In some high-profile litigation, as reported on Saturday in The Weekend Australian Magazine, the financial settlement due to victims of undoubted harm all but disappears in legal costs and fees. It looks like the problem is systemic. When litigation funders take on a class action, the median return to plaintiffs is just 51 per cent, compared with 85 per cent when no litigation funder is involved, according to the Australian Law Reform Commission. One giant of litigation funding, Omni Bridgeway, has reported returns on its investment capital of more than 300 per cent on two Australian-linked funds. This far outstrips returns in the litigious US, and it’s not surprising that global hedge funds regard Australian-based litigation funders as very attractive. As a nation, we welcome investment but the rationale should be to expand our productive capacity.

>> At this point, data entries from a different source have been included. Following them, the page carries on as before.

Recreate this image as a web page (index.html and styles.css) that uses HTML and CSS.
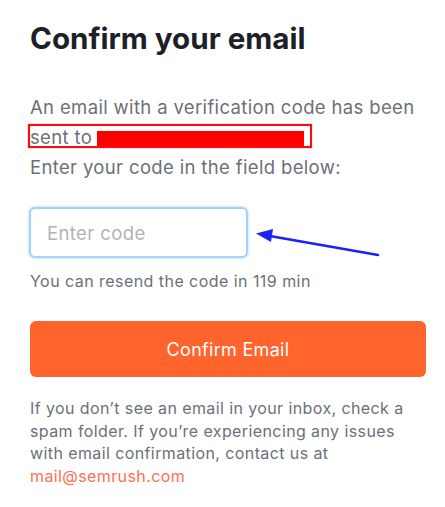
FILE: index.html
```html
<!DOCTYPE html>
<html lang="en">
<head>
<meta charset="utf-8">
<title>Confirm your email</title>
<link rel="stylesheet" href="styles.css">
</head>
<body>
<main class="card">
  <h1 class="title">Confirm your email</h1>
  <p class="lead">
    <span class="line">An email with a verification code has been</span>
    <span class="line sent">sent to <span class="redact"></span></span>
    <span class="line">Enter your code in the field below:</span>
    <span class="annot-box"></span>
  </p>
  <div class="field-row">
    <input class="code-input" type="text" placeholder="Enter code">
    <svg class="arrow" width="130" height="30" viewBox="0 0 130 30" aria-hidden="true">
      <line x1="12" y1="6.5" x2="123" y2="26" stroke="#1a22f5" stroke-width="2.6" stroke-linecap="round"/>
      <polygon points="1,4.5 18,0 16,13" fill="#1a22f5"/>
    </svg>
  </div>
  <p class="resend">You can resend the code in 119 min</p>
  <button class="confirm-btn" type="button">Confirm Email</button>
  <p class="help">If you don’t see an email in your inbox, check a spam folder. If you’re experiencing any issues with email confirmation, contact us at <a class="mail" href="#">mail@semrush.com</a></p>
</main>
</body>
</html>
```

FILE: styles.css
```css
* { box-sizing: border-box; }
html, body { margin: 0; padding: 0; background: #fff; }
body {
  font-family: Inter, "Noto Sans", "Liberation Sans", sans-serif;
  width: 445px;
  height: 507px;
  overflow: hidden;
}
.card {
  padding: 21px 19px 0 30px;
}
.title {
  margin: 0;
  font-size: 29.6px;
  line-height: 35px;
  font-weight: 700;
  color: #1d2127;
  letter-spacing: 0;
}
.lead {
  position: relative;
  margin: 36px 0 0;
  font-size: 18.5px;
  letter-spacing: 0.35px;
  line-height: 30px;
  color: #6b7079;
}
.line { display: block; white-space: nowrap; }
.redact {
  display: inline-block;
  width: 207px;
  height: 16px;
  margin-left: -1px;
  background: #ff0000;
  vertical-align: -3px;
}
.annot-box {
  position: absolute;
  left: -2px;
  top: 32px;
  width: 284px;
  height: 24px;
  border: 2px solid #ff0a0a;
  box-shadow: 0 0 1px #ff6060;
}
.field-row {
  position: relative;
  margin-top: 25px;
}
.code-input {
  display: block;
  width: 219px;
  height: 51px;
  margin-left: -1px;
  padding: 0 16px;
  border: 2px solid #a5d2f6;
  border-radius: 6px;
  box-shadow: 0 0 2px 1px #d3e9fb;
  font-family: inherit;
  font-size: 18.5px;
  letter-spacing: 0.4px;
  color: #333;
  outline: none;
  background: #fff;
}
.code-input::placeholder { color: #b3b3b3; }
.arrow {
  position: absolute;
  left: 225px;
  top: 22px;
}
.resend {
  margin: 12px 0 0;
  font-size: 16px;
  letter-spacing: 0.45px;
  line-height: 22px;
  color: #6b7079;
}
.confirm-btn {
  display: block;
  width: 396px;
  height: 56px;
  margin-top: 29px;
  border: 0;
  border-radius: 6px;
  background: #ff642d;
  color: #fff;
  font-family: inherit;
  font-size: 18px;
  letter-spacing: 0.3px;
  font-weight: 400;
  cursor: pointer;
}
.help {
  margin: 20px 0 0;
  font-size: 16px;
  letter-spacing: 0.4px;
  line-height: 22.5px;
  color: #6b7079;
}
.mail {
  color: #ff6f52;
  text-decoration: none;
}
```
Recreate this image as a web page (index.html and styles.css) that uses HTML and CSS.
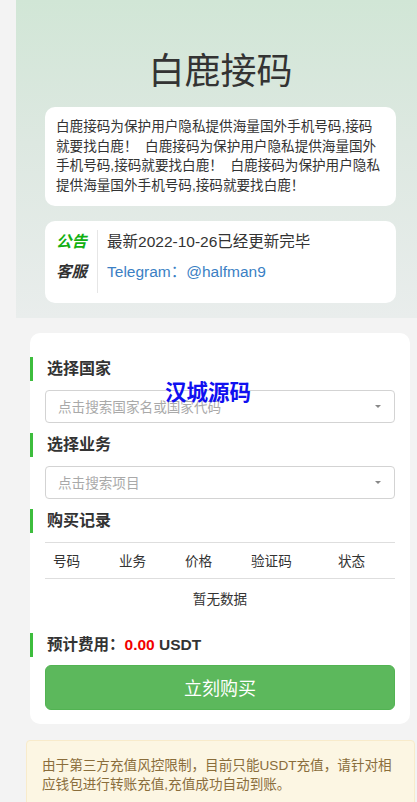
FILE: index.html
```html
<!DOCTYPE html>
<html lang="zh-CN">
<head>
<meta charset="utf-8">
<title>白鹿接码</title>
<link rel="stylesheet" href="styles.css">
</head>
<body>
<div class="header">
  <h1 class="title">白鹿接码</h1>
  <div class="card intro">白鹿接码为保护用户隐私提供海量国外手机号码,接码就要找白鹿！&nbsp; 白鹿接码为保护用户隐私提供海量国外手机号码,接码就要找白鹿！&nbsp; 白鹿接码为保护用户隐私提供海量国外手机号码,接码就要找白鹿！</div>
  <div class="card notice">
    <div class="labels">
      <div class="row lbl-green">公告</div>
      <div class="row lbl-dark">客服</div>
    </div>
    <div class="values">
      <div class="row">最新2022-10-26已经更新完毕</div>
      <div class="row link">Telegram：@halfman9</div>
    </div>
  </div>
</div>

<div class="main">
  <div class="heading">选择国家</div>
  <div class="select"><span class="ph">点击搜索国家名或国家代码</span><span class="caret"></span></div>
  <div class="heading">选择业务</div>
  <div class="select"><span class="ph">点击搜索项目</span><span class="caret"></span></div>
  <div class="heading">购买记录</div>
  <table class="records">
    <thead>
      <tr><th class="c1">号码</th><th class="c2">业务</th><th class="c3">价格</th><th class="c4">验证码</th><th class="c5">状态</th></tr>
    </thead>
    <tbody>
      <tr><td colspan="5" class="empty">暂无数据</td></tr>
    </tbody>
  </table>
  <div class="heading cost">预计费用：<span class="red">0.00</span> USDT</div>
  <button class="buy">立刻购买</button>
</div>

<div class="warn">由于第三方充值风控限制，目前只能USDT充值，请针对相应钱包进行转账充值,充值成功自动到账。</div>

<div class="watermark">汉城源码</div>
</body>
</html>
```

FILE: styles.css
```css
html, body {
  margin: 0;
  padding: 0;
}
body {
  background: #f3f3f3;
  font-family: "Liberation Sans", "Noto Sans CJK SC", sans-serif;
  color: #333;
  font-size: 13.6px;
  position: relative;
  width: 417px;
  height: 802px;
  overflow: hidden;
}
.header {
  margin-left: 16px;
  padding: 50px 21px 15px 29px;
  background: linear-gradient(180deg, #d1e6d6 0%, #dde8e1 45%, #e9edec 100%);
}
.title {
  margin: 0;
  font-size: 36px;
  line-height: 44px;
  font-weight: normal;
  text-align: center;
  color: #333;
}
.card {
  background: #fff;
  border-radius: 10px;
}
.intro {
  margin-top: 13px;
  padding: 10px 11px;
  font-size: 13.6px;
  line-height: 19.7px;
  color: #333;
}
.notice {
  margin-top: 15px;
  padding: 9px 11px 10px;
  display: flex;
  font-size: 15.5px;
}
.notice .labels {
  padding: 0 10px 9px 0;
  border-right: 1px solid #e6e6e6;
}
.notice .values {
  padding-left: 9px;
}
.notice .row {
  line-height: 24px;
  height: 24px;
  margin-bottom: 6px;
  white-space: nowrap;
}
.notice .row:last-child {
  margin-bottom: 0;
}
.lbl-green {
  color: #12b012;
  font-weight: bold;
  font-style: italic;
}
.lbl-dark {
  color: #333;
  font-weight: bold;
  font-style: italic;
}
.link {
  color: #3b7fc4;
}
.main {
  margin: 15px 7px 0 30px;
  background: #fff;
  border-radius: 10px;
  padding: 24px 15px 14px;
}
.heading {
  margin-left: -15px;
  padding-left: 14px;
  border-left: 3px solid #3dbd3d;
  height: 24px;
  line-height: 24px;
  font-size: 16px;
  font-weight: bold;
  color: #333;
  margin-top: 9px;
}
.heading:first-child {
  margin-top: 0;
}
.select {
  margin-top: 9px;
  height: 33px;
  box-sizing: border-box;
  border: 1px solid #d3d3d3;
  border-radius: 4px;
  padding: 0 12px;
  display: flex;
  align-items: center;
  justify-content: space-between;
}
.select + .heading {
  margin-top: 10px;
}
.ph {
  color: #a9a9a9;
  font-size: 13.6px;
}
.caret {
  width: 0;
  height: 0;
  border-left: 3px solid transparent;
  border-right: 3px solid transparent;
  border-top: 3px solid #888;
  margin-right: 1px;
}
.records {
  margin-top: 9px;
  width: 350px;
  border-collapse: collapse;
  table-layout: fixed;
  font-size: 13.6px;
}
.records th {
  box-sizing: border-box;
  font-weight: normal;
  text-align: left;
  padding: 0 8px;
  height: 36px;
  border-top: 1px solid #dedede;
  border-bottom: 1px solid #dedede;
  color: #333;
}
.c1, .c2, .c3 { width: 66px; }
.c4 { width: 87px; }
.c5 { width: 65px; }
.records .empty {
  text-align: center;
  height: 38px;
  padding: 0;
  color: #333;
}
.heading.cost {
  margin-top: 16px;
  font-size: 15.5px;
}
.red {
  color: #f20000;
}
.buy {
  display: block;
  margin-top: 8px;
  width: 350px;
  height: 45px;
  border: 1px solid #52b352;
  border-radius: 6px;
  background: #5cb85c;
  color: #fff;
  font-family: "Liberation Sans", "Noto Sans CJK SC", sans-serif;
  font-size: 18px;
  padding: 0;
}
.warn {
  margin: 16px 2px 0 26px;
  background: #fcf6e3;
  border: 1px solid #f8ebcb;
  border-radius: 4px;
  padding: 15px 15px 20px;
  color: #8a6d3b;
  font-size: 13.6px;
  line-height: 19px;
}
.watermark {
  position: absolute;
  left: 165px;
  top: 380px;
  font-size: 21.5px;
  line-height: 26px;
  font-weight: bold;
  color: #1010f0;
  letter-spacing: 0;
}
```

Australia’s lawyers are just as entitled as everyone else to make a living but it’s logical for the parliamentary inquiry to scrutinise the links between plaintiff lawyers and litigation funders in order to ensure that there is no conflict with the interests of plaintiffs. Class actions are not an end in themselves and lawyers owe an overriding duty to clients and the courts. In these pages on Wednesday, columnist Janet Albrechtsen raised the reasonable question as to whether litigation funders themselves should have a duty to members of a class action, not just a devotion to the bottom line. It’s also worth reconsidering the exemptions that litigation funders enjoy from regulation applying to other providers of financial services. Some of these entities driving the class-action trend in Australia hail from far-flung islands best known as unregulated tax shelters. For our own rules, of course, we are accountable. We have made it too easy to launch a class action and co-opt unknowing multitudes. The onus is on opponents of an “opt-in” system to explain why it should not be adopted.
The guiding principle for reform should be that litigation is not the same as justice. The social and economic costs of conflict in court are high. It’s better to invest in training, safer technology and light-touch but effective consumer regulation. A class-action culture is bad news for entrepreneurship, industry and personal responsibility — qualities we desperately need for economic revival.